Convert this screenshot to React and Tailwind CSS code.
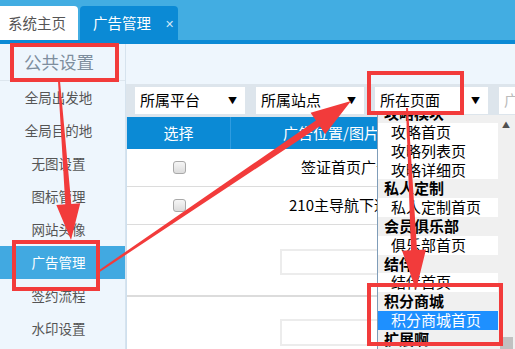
import React from 'react'

const SIDE = ['全局出发地', '全局目的地', '无图设置', '图标管理', '网站头像', '广告管理', '签约流程', '水印设置']

const OPTS = [
  { g: true, t: '攻略模块' },
  { t: '攻略首页' },
  { t: '攻略列表页' },
  { t: '攻略详细页' },
  { g: true, t: '私人定制' },
  { t: '私人定制首页' },
  { g: true, t: '会员俱乐部' },
  { t: '俱乐部首页' },
  { g: true, t: '结伴' },
  { t: '结伴首页' },
  { g: true, t: '积分商城' },
  { t: '积分商城首页', sel: true },
  { g: true, t: '扩展啊' },
]

// tapered red arrow, from start point to tip
function arrow(x0, y0, x1, y1, w0, w1, L, H) {
  const dx = x1 - x0, dy = y1 - y0
  const len = Math.hypot(dx, dy)
  const ux = dx / len, uy = dy / len
  const px = -uy, py = ux
  const bx = x1 - ux * L, by = y1 - uy * L
  const p = [
    [x0 + px * w0 / 2, y0 + py * w0 / 2],
    [bx + px * w1 / 2, by + py * w1 / 2],
    [bx + px * H, by + py * H],
    [x1, y1],
    [bx - px * H, by - py * H],
    [bx - px * w1 / 2, by - py * w1 / 2],
    [x0 - px * w0 / 2, y0 - py * w0 / 2],
  ]
  return p.map(q => q.join(',')).join(' ')
}

function Select({ label, w }) {
  return (
    <div className={`h-[27px] shrink-0 bg-white flex items-center justify-between pl-[5px] pr-[8px] text-[15px] text-black ${w}`}>
      <span>{label}</span>
      <span className="text-[9px]">▼</span>
    </div>
  )
}

function Checkbox() {
  return <div className="w-[13px] h-[13px] rounded-[3px] border border-[#a9a9a9] bg-linear-to-b from-[#f6f6f6] to-[#dcdcdc]" />
}

export default function App() {
  return (
    <div className="relative w-[515px] h-[349px] overflow-hidden bg-[#eef6fd] font-['Noto_Sans_CJK_SC',sans-serif]">
      {/* Tabs */}
      <div className="h-[40px] bg-[#42ade2] flex items-end">
        <div className="w-[78px] h-[34px] bg-white rounded-tr-[4px] flex items-center pl-[8px] text-[14.5px] text-[#555]">系统主页</div>
        <div className="ml-[2px] w-[98px] h-[34px] bg-[#0b8ad5] rounded-t-[4px] flex items-center pl-[13px] text-[14.5px] text-white">
          广告管理
          <span className="ml-[14px] text-[11px] text-[#cfe6f6]">✕</span>
        </div>
      </div>
      <div className="h-[4px] bg-[#0b8ad5]" />

      <div className="flex h-[305px]">
        {/* Sidebar */}
        <div className="w-[126px] shrink-0 border-r border-[#d6e3ee] flex flex-col">
          <div className="h-[37px] border-b border-[#dde6ee] flex items-center pl-[24px] text-[17.5px] text-[#7e8e9e]">公共设置</div>
          {SIDE.map(s => (
            <div key={s} className={`h-[33px] flex items-center justify-center pr-[8px] text-[13.5px] ${s === '广告管理' ? 'bg-[#41a9e1] text-white' : 'text-[#555]'}`}>{s}</div>
          ))}
        </div>

        {/* Main */}
        <div className="flex-1 min-w-0 flex flex-col">
          <div className="h-[40px]" />
          <div className="h-[33px] bg-[#dde5ec] flex items-center pl-[9px] gap-[11px]">
            <Select label="所属平台" w="w-[110px]" />
            <Select label="所属站点" w="w-[108px]" />
            <Select label="所在页面" w="w-[113px]" />
            <div className="h-[27px] flex-1 min-w-0 overflow-hidden whitespace-nowrap bg-white pl-[5px] flex items-center text-[15px] text-[#bbb]">广告名称</div>
          </div>
          <div className="flex-1 bg-white border-l border-[#cfe0ee]">
            <div className="h-[32px] bg-[#0b8ad5] flex text-white text-[15px]">
              <div className="w-[104px] shrink-0 border-r border-[#2f9ce0] flex items-center justify-center">选择</div>
              <div className="flex-1 flex items-center pl-[52px] whitespace-nowrap">广告位置/图片排序</div>
            </div>
            <div className="h-[38px] border-b border-[#dcdcdc] flex items-center text-[15px] text-black">
              <div className="w-[104px] shrink-0 flex justify-center"><Checkbox /></div>
              <div className="pl-[70px] whitespace-nowrap">签证首页广告位</div>
            </div>
            <div className="h-[38px] border-b border-[#dcdcdc] flex items-center text-[15px] text-black">
              <div className="w-[104px] shrink-0 flex justify-center"><Checkbox /></div>
              <div className="pl-[58px] whitespace-nowrap">210主导航下通栏广告</div>
            </div>
            <div className="h-[72px] border-b-2 border-[#dcdcdc] pt-[24px] pl-[153px]">
              <div className="w-[120px] h-[26px] border-2 border-[#ececec]" />
            </div>
            <div className="pt-[22px] pl-[153px]">
              <div className="w-[120px] h-[27px] border-2 border-[#ececec]" />
            </div>
          </div>
        </div>
      </div>

      {/* Open select list */}
      <div className="absolute left-[377px] top-[115px] w-[138px] h-[234px] border-l border-[#7f9db9] bg-[#f0f0f0] flex overflow-hidden">
        <div className="w-[120px] shrink-0 mt-[-10.8px] text-[15px] leading-[18.8px] text-black">
          {OPTS.map(o => (
            <div
              key={o.t}
              className={`h-[18.8px] whitespace-nowrap ${o.g ? 'pl-[6px] font-bold' : o.sel ? 'pl-[13px] bg-[#1e90ff] text-white' : 'pl-[13px] bg-white'}`}
            >
              {o.t}
            </div>
          ))}
        </div>
        <div className="w-[16px] flex flex-col items-center justify-between">
          <span className="text-[8px] text-[#505050] mt-[4px]">▲</span>
          <div className="w-[13px] h-[12px] bg-[#c1c1c1]" />
        </div>
      </div>

      {/* Annotations */}
      <svg className="absolute inset-0 pointer-events-none" width="515" height="349" viewBox="0 0 515 349">
        <g fill="none" stroke="#f23b3b" strokeWidth="4">
          <rect x="12" y="45" width="105" height="35" />
          <rect x="14" y="242" width="84" height="47" />
          <rect x="369" y="73" width="93" height="40" />
          <rect x="369" y="285" width="132" height="59" />
        </g>
        <g fill="#f23b3b">
          <polygon points={arrow(59, 81, 71, 240, 2, 6, 36, 12)} />
          <polygon points={arrow(98, 272, 351, 101, 2, 7, 40, 13)} />
          <polygon points={arrow(407, 108, 416, 290, 2, 6, 40, 12)} />
        </g>
      </svg>
    </div>
  )
}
----
Exercise instructions:
Scan the listing above and identify each line holding the string "React"; copy every such line.

Result for this exercise:
Convert this screenshot to React and Tailwind CSS code.
import React from 'react'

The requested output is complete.